注意下面的 HookFunc 这个通用函数类型定义，参数为 ctx context.Context, call hrpc.Call, customName string，其返回值为一个函数，参数为 err error，正是这个函数完成了开发者自定义的 hook 逻辑：

// HookFunc hook function call before every method and hook return function will call after finish.
type HookFunc func(ctx context.Context, call hrpc.Call, customName string) func(err error)

// Client hbase client.
type Client struct {
	hc     gohbase.Client	// 封装了 Hbase 的客户端
	addr   string
	config *Config
	hooks  []HookFunc		//hook 方法数组
}

回想下，拦截器要做的事情，是在真正调用的方法前后做一些事情。思考下，需要完成哪些步骤？

首先需要添加 Hook 数组的操作
Hook 方法需要传入哪些参数？
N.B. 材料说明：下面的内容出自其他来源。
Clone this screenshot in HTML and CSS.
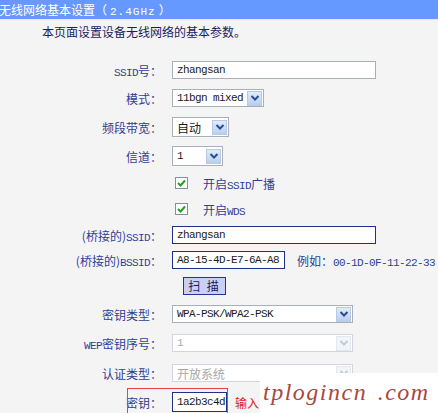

这里的参数是 func(ctx context.Context, call hrpc.Call, customName string)，这里的 hrpc.Call
要封装的方法的实现（第三方库），在何处调用我们的 Hook 方法？
Hook 方法的位置，是在封装方法之前还是之后？

封装 hbase 库的方法

在分析 Kratos 的 Hook 实现之前，我们先看下 hbase 库中的接口是如何使用的，主要方法如下：

1、Create a client

client := gohbase.NewClient("localhost")

2、Insert a cell

// Values maps a ColumnFamily -> Qualifiers -> Values.
values := map[string]map[string][]byte{"cf": map[string][]byte{"a": []byte{0}}}
putRequest, err := hrpc.NewPutStr(context.Background(), "table", "key", values)
rsp, err := client.Put(putRequest)

3、Get an entire row

getRequest, err := hrpc.NewGetStr(context.Background(), "table", "row")
getRsp, err := client.Get(getRequest)

4、Get a specific cell

// Perform a get for the cell with key "15", column family "cf" and qualifier "a"
family := map[string][]string{"cf": []string{"a"}}
getRequest, err := hrpc.NewGetStr(context.Background(), "table", "15",
hrpc.Families(family))
getRsp, err := client.Get(getRequest)

5、Get a specific cell with a filter

pFilter := filter.NewKeyOnlyFilter(true)
family := map[string][]string{"cf": []string{"a"}}
getRequest, err := hrpc.NewGetStr(context.Background(), "table", "15",
hrpc.Families(family), hrpc.Filters(pFilter))
getRsp, err := client.Get(getRequest)

6、Scan with a filter

pFilter := filter.NewPrefixFilter([]byte("7"))
scanRequest, err := hrpc.NewScanStr(context.Background(), "table",
hrpc.Filters(pFilter))
scanRsp, err := client.Scan(scanRequest)

试想，需要着重做两件事情（以 NewPutStr 方法为例）：

封装原生的客户端初始化 gohbase.NewClient("localhost") 流程，加上一些额外的 hook 初始化配置及服务端连接配置（如 zk 集群等）
在 hrpc.NewPutStr()、client.Put() 之前或者之后进行 hook，以达到我们的目的
此外，在 client.Put() 之后会返回结果，里面包含了 err 信息，是否需要对 err 再包装一层处理？

接下来，就围绕着这几点来分析。

0x03 How to Hook

添加 Hook 方法

AddHook 方法，添加具体的 hook 方法到 c.hooks 数组，先添加的 hook 方法先执行：

// AddHook add hook function.
func (c *Client) AddHook(hookFn HookFunc) {
	c.hooks = append(c.hooks, hookFn)
}

封装原生客户端

// HookFunc hook function call before every method and hook return function will call after finish.
type HookFunc func(ctx context.Context, call hrpc.Call, customName string) func(err error)

// Client hbase client.
type Client struct {
	hc     gohbase.Client
	addr   string
	config *Config
	hooks  []HookFunc
}

通过 Kratos 的 hbase.NewClient 方法创建了 hook 后的客户端，注意到，在封装后的客户端初始化 NewClient 方法中，默认向 c.hooks 数组中添加了三个 hook 方法，具体的实现在下一节描述。

NewSlowLogHook：慢操作统计
MetricsHook：Metrics 打点
TraceHook：Tracing

// NewClient new a hbase client.
func NewClient(config *Config, options ...gohbase.Option) *Client {
	rawcli := NewRawClient(config, options...)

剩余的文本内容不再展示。